**YOUR GOAL**
Locate the lines that hold the string "this". Copy every such line.

**MATERIAL SUPPLIED**
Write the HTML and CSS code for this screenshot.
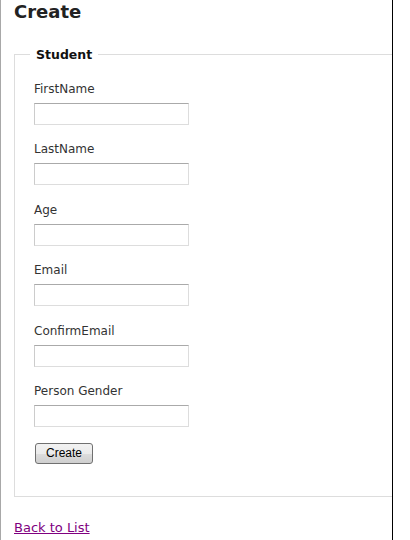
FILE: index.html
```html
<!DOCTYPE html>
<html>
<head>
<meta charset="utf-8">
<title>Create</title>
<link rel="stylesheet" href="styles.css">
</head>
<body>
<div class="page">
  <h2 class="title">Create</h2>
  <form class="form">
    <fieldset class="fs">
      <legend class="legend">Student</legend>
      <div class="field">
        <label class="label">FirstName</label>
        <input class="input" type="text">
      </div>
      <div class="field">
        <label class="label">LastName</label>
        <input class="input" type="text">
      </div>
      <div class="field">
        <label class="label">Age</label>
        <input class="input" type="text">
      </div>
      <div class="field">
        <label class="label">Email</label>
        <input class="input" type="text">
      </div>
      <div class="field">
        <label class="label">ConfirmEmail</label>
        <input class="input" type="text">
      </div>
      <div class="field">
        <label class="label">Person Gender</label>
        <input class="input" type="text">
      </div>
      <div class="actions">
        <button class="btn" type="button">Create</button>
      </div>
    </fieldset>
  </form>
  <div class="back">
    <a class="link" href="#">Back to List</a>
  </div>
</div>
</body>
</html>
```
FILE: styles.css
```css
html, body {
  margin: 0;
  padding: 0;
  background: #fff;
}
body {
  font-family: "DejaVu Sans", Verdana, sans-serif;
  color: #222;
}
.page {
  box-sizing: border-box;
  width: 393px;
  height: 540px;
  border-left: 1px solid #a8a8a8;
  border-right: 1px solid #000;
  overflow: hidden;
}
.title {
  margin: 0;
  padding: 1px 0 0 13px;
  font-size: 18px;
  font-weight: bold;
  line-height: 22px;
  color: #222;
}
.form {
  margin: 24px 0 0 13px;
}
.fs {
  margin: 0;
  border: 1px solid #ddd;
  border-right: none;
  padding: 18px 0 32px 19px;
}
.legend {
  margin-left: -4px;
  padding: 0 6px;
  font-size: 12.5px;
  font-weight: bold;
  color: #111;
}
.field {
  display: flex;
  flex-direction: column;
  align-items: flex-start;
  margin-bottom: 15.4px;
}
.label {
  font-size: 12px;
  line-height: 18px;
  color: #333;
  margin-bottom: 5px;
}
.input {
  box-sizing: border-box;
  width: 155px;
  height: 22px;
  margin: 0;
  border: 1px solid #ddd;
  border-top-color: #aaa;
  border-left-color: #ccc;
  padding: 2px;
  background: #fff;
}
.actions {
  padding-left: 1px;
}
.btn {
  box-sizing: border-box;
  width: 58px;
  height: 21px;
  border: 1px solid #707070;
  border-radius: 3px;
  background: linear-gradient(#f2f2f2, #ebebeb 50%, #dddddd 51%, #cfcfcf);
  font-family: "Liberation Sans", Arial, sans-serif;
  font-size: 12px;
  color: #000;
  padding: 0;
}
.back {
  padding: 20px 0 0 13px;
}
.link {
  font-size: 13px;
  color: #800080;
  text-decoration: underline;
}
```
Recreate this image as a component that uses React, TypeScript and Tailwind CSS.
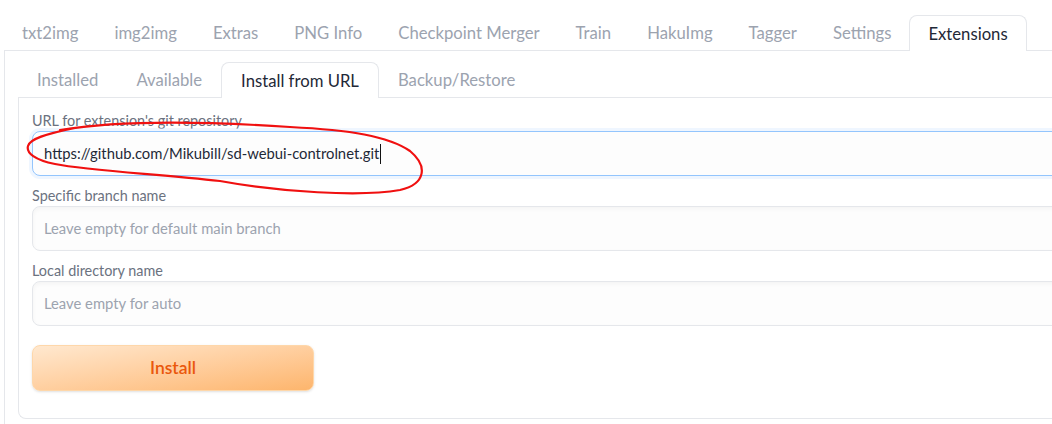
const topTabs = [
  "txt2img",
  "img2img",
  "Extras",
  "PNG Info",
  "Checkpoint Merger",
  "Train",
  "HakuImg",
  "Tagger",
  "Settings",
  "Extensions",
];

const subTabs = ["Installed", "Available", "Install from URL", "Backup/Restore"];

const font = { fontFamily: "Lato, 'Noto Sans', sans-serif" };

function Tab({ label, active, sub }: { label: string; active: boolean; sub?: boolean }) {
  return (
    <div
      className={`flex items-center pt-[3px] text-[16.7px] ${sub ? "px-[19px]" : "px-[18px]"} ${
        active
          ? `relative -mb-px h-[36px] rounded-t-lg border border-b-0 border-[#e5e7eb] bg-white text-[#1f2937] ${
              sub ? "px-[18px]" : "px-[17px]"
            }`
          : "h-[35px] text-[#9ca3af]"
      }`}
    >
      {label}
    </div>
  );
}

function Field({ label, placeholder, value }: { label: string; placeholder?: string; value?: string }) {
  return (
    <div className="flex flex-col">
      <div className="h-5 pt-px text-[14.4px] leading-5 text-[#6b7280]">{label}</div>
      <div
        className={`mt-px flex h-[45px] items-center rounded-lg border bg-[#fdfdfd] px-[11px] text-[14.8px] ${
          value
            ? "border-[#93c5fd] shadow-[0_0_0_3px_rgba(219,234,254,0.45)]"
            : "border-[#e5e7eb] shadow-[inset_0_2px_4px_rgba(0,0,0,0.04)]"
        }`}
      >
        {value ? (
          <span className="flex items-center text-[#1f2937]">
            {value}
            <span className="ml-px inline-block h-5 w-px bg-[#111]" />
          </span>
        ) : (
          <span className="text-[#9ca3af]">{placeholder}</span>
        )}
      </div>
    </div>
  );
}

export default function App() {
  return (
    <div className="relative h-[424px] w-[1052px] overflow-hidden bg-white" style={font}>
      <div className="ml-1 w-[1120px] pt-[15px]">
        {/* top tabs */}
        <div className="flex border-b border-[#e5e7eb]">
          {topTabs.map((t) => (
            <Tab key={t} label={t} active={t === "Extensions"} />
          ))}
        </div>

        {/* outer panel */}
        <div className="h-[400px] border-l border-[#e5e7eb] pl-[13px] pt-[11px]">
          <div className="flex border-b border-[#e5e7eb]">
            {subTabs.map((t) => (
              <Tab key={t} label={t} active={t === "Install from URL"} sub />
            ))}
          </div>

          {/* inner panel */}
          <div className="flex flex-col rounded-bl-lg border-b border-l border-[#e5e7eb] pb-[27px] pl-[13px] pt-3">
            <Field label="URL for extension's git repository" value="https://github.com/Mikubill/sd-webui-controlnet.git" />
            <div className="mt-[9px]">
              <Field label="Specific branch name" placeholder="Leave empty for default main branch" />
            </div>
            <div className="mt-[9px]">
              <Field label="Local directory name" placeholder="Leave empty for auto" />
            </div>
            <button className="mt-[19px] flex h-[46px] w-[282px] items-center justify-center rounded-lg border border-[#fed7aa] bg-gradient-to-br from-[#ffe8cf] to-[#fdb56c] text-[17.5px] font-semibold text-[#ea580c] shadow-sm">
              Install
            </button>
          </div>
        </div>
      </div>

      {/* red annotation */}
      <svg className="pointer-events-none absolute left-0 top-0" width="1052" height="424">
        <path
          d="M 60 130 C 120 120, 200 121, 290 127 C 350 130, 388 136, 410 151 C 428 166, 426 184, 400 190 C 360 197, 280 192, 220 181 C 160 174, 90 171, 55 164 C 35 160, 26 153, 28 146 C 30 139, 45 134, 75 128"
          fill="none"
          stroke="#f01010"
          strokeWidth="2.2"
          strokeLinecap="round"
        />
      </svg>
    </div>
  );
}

**FINISHED EXERCISE**
Write the HTML and CSS code for this screenshot.
Recreate this image as a component that uses React, TypeScript and Tailwind CSS.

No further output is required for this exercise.